An assessment by the European Central Bank found that the four banks — Alpha Bank, Eurobank, National Bank of Greece and Piraeus Bank — had a collective capital shortfall of €14.4 billion under an “adverse” scenario. This is less than the €25 billion maximum earmarked for bank recapitalization as part of Greece’s latest bailout program. What’s more, the banks will need to find perhaps around half that amount in state aid. The rest they can probably get by swapping bondholder debt into equity capital, issuing shares to private investors and selling assets.
What this means is that Greece’s overall debt may be €15 billion to €20 billion lower than earlier projections — peaking at a still eye-popping level of 190 percent of gross domestic product, rather than 200 percent.
The top four banks all stand a pretty good chance of raising the minimum capital required to avoid being effectively nationalized by the Greek state. To avoid that fate, they need to raise the entire capital shortfall identified under a “base case” stress test: €4.4 billion in total.

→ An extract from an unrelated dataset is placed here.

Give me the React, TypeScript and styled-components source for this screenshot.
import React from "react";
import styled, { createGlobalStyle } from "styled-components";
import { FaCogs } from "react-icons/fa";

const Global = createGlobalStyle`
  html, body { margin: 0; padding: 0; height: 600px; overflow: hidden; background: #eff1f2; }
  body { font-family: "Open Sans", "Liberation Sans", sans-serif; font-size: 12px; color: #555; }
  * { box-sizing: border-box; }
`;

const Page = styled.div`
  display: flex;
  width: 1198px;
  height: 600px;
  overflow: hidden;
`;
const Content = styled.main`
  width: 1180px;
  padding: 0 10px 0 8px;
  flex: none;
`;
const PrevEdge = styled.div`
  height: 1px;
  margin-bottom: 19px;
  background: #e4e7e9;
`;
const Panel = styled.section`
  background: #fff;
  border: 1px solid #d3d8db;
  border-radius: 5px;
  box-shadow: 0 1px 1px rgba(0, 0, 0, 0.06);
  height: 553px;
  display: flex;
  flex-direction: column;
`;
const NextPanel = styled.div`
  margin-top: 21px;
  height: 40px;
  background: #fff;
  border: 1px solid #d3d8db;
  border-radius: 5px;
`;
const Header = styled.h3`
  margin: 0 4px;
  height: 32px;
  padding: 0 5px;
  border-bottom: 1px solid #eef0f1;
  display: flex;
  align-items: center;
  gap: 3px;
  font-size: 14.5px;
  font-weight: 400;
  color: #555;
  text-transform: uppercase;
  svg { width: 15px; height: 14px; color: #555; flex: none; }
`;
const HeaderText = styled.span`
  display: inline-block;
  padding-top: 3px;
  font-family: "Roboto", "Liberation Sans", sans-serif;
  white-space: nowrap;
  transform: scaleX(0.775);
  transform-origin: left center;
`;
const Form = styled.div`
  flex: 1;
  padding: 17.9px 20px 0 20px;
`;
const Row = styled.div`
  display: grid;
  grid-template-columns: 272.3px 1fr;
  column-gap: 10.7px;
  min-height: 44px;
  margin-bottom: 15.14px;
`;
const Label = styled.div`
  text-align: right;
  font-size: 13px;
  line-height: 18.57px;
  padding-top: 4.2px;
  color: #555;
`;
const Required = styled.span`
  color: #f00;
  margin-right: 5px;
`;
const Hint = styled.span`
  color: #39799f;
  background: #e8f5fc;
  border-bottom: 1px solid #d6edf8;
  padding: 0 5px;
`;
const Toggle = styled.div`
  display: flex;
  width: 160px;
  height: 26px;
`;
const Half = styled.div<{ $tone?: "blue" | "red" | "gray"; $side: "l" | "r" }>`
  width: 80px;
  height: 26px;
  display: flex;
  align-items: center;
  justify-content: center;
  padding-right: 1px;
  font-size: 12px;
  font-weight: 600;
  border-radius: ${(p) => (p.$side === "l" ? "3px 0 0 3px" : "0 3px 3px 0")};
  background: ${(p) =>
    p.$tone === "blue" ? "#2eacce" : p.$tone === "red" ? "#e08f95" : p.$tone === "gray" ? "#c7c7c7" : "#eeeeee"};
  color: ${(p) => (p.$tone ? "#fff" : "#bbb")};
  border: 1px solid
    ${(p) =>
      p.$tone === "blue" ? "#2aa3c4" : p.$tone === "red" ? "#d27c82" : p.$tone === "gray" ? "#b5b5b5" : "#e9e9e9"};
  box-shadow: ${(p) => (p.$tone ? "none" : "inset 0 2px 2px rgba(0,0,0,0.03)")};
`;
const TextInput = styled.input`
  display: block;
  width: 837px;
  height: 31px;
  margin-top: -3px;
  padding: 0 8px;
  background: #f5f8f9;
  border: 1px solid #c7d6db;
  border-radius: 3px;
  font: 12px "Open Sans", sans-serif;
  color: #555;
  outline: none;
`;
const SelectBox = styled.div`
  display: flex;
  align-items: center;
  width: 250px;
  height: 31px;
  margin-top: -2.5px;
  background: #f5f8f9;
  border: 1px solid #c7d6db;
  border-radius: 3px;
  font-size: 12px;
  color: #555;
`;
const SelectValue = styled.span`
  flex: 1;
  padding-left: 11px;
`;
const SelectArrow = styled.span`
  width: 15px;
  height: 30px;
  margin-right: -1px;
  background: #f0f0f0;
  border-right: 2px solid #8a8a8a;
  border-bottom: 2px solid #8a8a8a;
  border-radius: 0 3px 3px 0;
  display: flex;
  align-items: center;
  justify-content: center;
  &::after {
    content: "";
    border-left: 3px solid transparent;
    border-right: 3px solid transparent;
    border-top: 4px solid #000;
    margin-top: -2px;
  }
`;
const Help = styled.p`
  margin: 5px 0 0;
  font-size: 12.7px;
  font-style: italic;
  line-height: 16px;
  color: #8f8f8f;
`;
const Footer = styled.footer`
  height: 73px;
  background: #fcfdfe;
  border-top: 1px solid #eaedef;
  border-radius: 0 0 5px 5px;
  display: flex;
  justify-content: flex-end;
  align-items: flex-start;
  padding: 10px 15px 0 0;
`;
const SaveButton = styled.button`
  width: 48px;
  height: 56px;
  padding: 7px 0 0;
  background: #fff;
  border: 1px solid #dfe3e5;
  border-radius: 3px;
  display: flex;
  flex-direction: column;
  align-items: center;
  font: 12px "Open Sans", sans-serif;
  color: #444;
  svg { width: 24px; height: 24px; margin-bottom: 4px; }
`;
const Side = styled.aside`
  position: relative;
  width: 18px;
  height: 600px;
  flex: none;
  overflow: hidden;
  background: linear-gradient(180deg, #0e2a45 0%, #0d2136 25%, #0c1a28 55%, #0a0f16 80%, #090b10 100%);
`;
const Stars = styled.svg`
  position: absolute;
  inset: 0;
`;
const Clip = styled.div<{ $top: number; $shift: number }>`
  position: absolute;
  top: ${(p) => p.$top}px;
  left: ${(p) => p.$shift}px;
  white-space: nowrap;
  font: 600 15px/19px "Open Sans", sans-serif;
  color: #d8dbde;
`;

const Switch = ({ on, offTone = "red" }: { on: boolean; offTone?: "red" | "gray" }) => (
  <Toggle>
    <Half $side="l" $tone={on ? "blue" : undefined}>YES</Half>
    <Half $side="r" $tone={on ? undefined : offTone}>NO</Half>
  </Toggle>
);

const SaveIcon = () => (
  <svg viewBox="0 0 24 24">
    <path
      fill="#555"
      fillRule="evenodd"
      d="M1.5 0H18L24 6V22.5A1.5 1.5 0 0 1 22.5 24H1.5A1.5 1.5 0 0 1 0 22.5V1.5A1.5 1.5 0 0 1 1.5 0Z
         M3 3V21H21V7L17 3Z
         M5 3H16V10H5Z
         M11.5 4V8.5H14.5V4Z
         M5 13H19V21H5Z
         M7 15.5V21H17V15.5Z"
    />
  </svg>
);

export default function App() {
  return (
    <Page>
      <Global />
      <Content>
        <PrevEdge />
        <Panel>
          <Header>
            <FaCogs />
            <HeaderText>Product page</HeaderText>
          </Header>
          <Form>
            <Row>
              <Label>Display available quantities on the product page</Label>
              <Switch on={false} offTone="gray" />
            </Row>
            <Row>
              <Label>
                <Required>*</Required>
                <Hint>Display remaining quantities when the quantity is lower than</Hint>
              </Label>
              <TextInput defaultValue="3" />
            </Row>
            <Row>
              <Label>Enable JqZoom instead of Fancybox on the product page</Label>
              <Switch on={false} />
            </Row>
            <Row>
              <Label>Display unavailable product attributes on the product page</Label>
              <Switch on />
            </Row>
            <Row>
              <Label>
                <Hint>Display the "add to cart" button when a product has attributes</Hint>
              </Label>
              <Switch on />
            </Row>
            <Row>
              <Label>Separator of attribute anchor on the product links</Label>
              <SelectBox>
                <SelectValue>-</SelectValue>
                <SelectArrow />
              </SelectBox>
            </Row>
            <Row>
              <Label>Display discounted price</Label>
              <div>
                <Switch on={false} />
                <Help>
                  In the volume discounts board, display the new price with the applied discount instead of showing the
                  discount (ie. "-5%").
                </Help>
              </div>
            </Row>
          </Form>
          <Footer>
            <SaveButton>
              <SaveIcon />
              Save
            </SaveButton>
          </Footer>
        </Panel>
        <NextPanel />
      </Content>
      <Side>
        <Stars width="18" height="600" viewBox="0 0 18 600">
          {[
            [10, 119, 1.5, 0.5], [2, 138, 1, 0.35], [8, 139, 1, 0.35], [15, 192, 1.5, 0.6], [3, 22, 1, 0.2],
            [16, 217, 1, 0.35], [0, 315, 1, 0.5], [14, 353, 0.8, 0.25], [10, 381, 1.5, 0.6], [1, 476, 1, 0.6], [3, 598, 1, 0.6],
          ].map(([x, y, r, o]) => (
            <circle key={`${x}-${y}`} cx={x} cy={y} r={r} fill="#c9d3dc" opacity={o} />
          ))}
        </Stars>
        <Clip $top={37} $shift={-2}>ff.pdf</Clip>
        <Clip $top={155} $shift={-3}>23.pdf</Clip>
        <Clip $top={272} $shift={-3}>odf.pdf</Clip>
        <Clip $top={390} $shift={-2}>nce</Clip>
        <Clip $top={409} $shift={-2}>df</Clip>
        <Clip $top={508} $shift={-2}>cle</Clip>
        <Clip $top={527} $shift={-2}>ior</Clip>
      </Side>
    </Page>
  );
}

Provided the banks can find the necessary base-case capital themselves, the Greek state will provide whatever capital they can’t raise under the adverse scenario on relatively generous terms. It will use money borrowed from its eurozone partners to buy a mix of shares and contingent convertible bonds. The latter will not have votes and will turn into ordinary equity only if the banks’ capital buffers fall below a predetermined level in the future.

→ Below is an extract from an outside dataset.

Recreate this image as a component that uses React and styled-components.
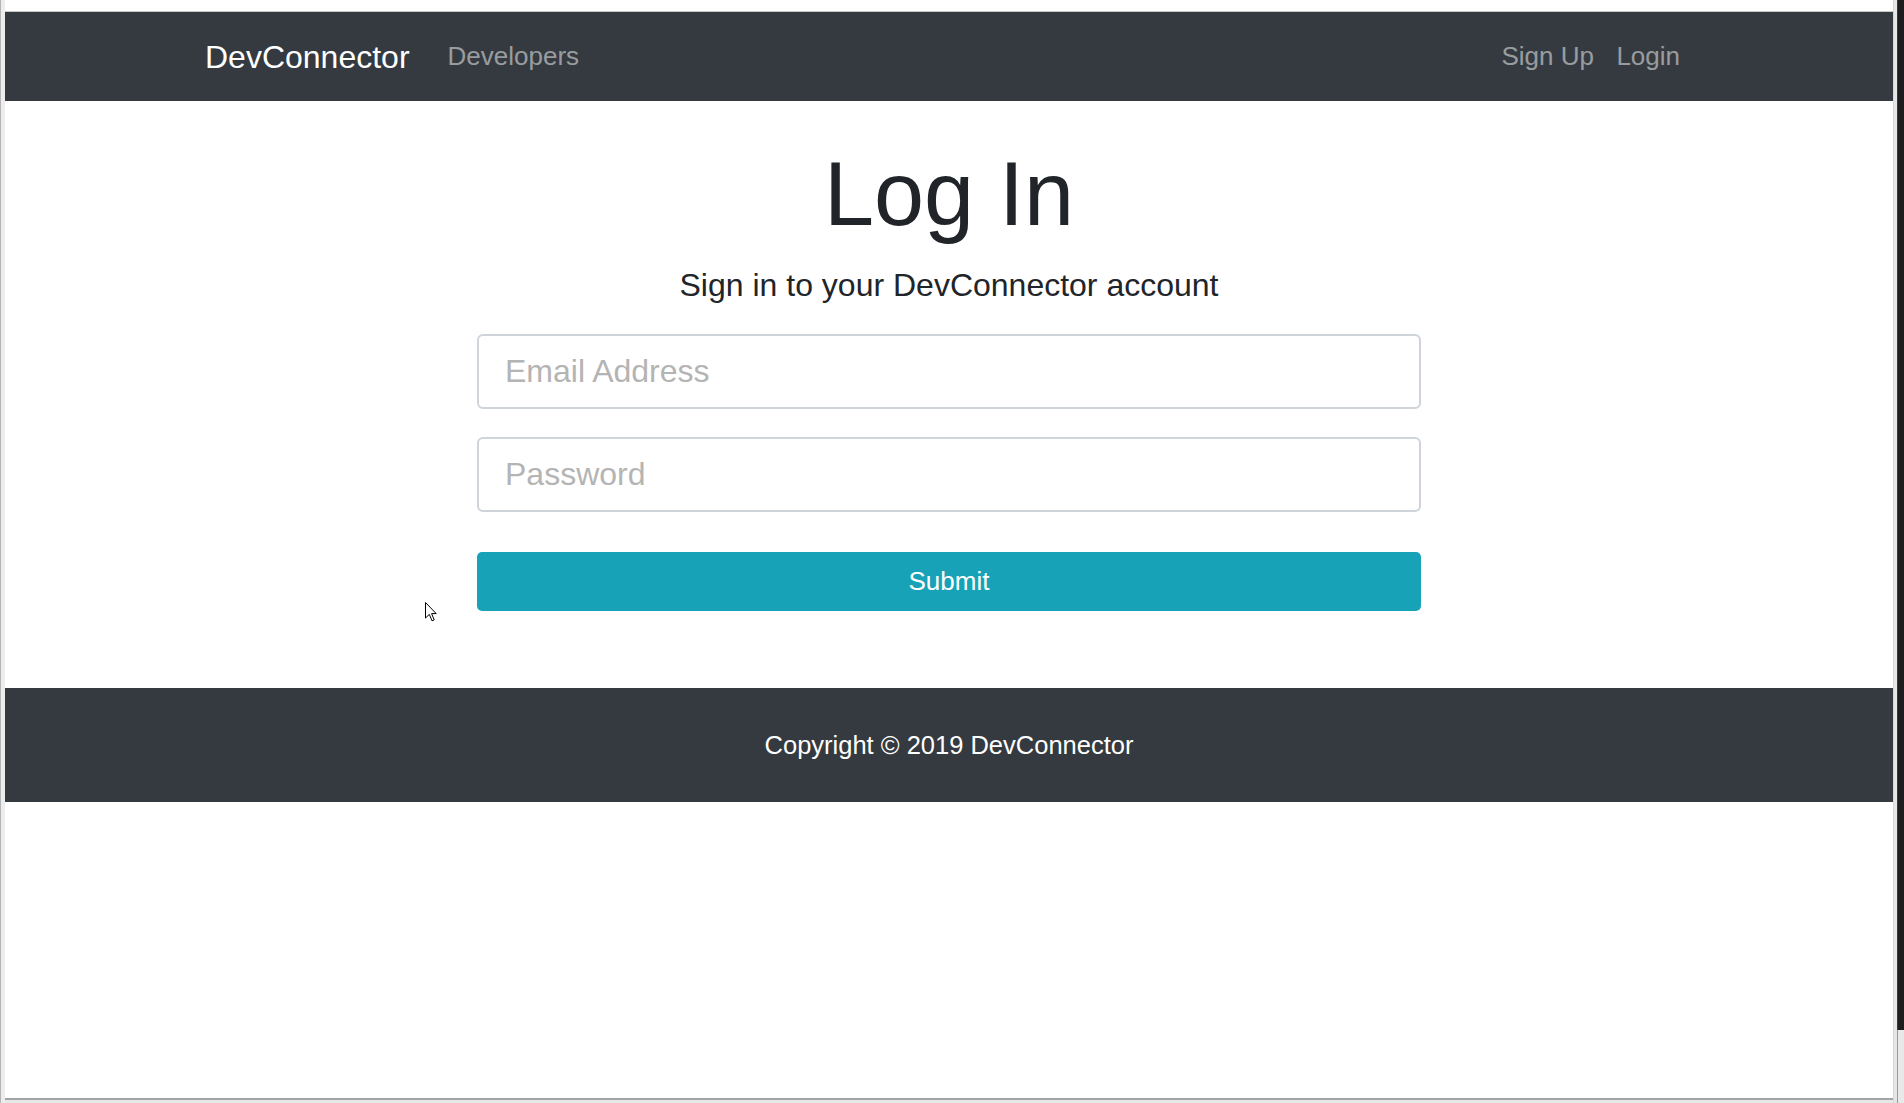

It is not certain that all four banks will be able to raise base-case capital privately. The biggest question mark hangs over Piraeus Bank, which has the largest base-case shortfall: €2.2 billion. After taking account of bond swaps and asset sales, it needs about €1.5 billion from private investors.
The main thing that could throw the capital increases off track would be signs that Athens is bogged down on other parts of the bailout program. If the banks then have to rely entirely on state aid, that won’t just increase Greek debt. It may push the whole recapitalization exercise beyond the year-end deadline — something that could result in uninsured depositors seeing part of their savings forcibly converted into bank shares under new rules that would then kick in.
Mr. Tsipras needs to keep running to avoid such a blow to confidence. And there are other reasons he can’t afford to relax.
Cash from the latest bailout program will flow only if Greece passes more milestones. The first €2 billion dollop of aid will be used partly to pay money Athens owes the private sector. Such a cash injection will help counteract the tax increases and spending cuts the government is having to implement.
But to get this money, Mr. Tsipras is supposed to implement 49 measures, including liberalization of closed professions and measures to crack down on tax evasion. So far, he is behind schedule and has done only about two-thirds of the work.
The biggest prize, though, is debt relief. The eurozone has agreed to consider lightening the load of Athens’s loans — probably by lengthening the period it has to repay what it owes. But it will start negotiations only when Greece receives a pass mark in the first review of the new bailout program.
To receive such a thumbs-up, Mr. Tsipras needs to implement a second raft of overhaul measures as well as agree to budget cuts for the next three years. Although the details haven’t yet been set, these are likely to be politically tough. For example, farmers will need to pay higher taxes, and big pension cuts will be required to compensate for a court ruling that declared previous reductions unconstitutional.
Athens is also supposed to strengthen the independence of its tax authority. Last month, Mr. Tsipras fired its boss.
The measures the government has pushed through are already causing a backlash. Farmers are threatening to bring their tractors into Athens, and pharmacists have been on strike. As the prime minister pushes through even more unpopular measures, some of his party’s members in Parliament may desert him and he could lose his wafer-thin majority. He might then struggle to put together a new coalition, because the opposition parties distrust him deeply.
Mr. Tsipras’s best bet is to move as fast as he can now. That way, the creditors may reward his actions, providing some relief before he faces yet more stress tests of his own.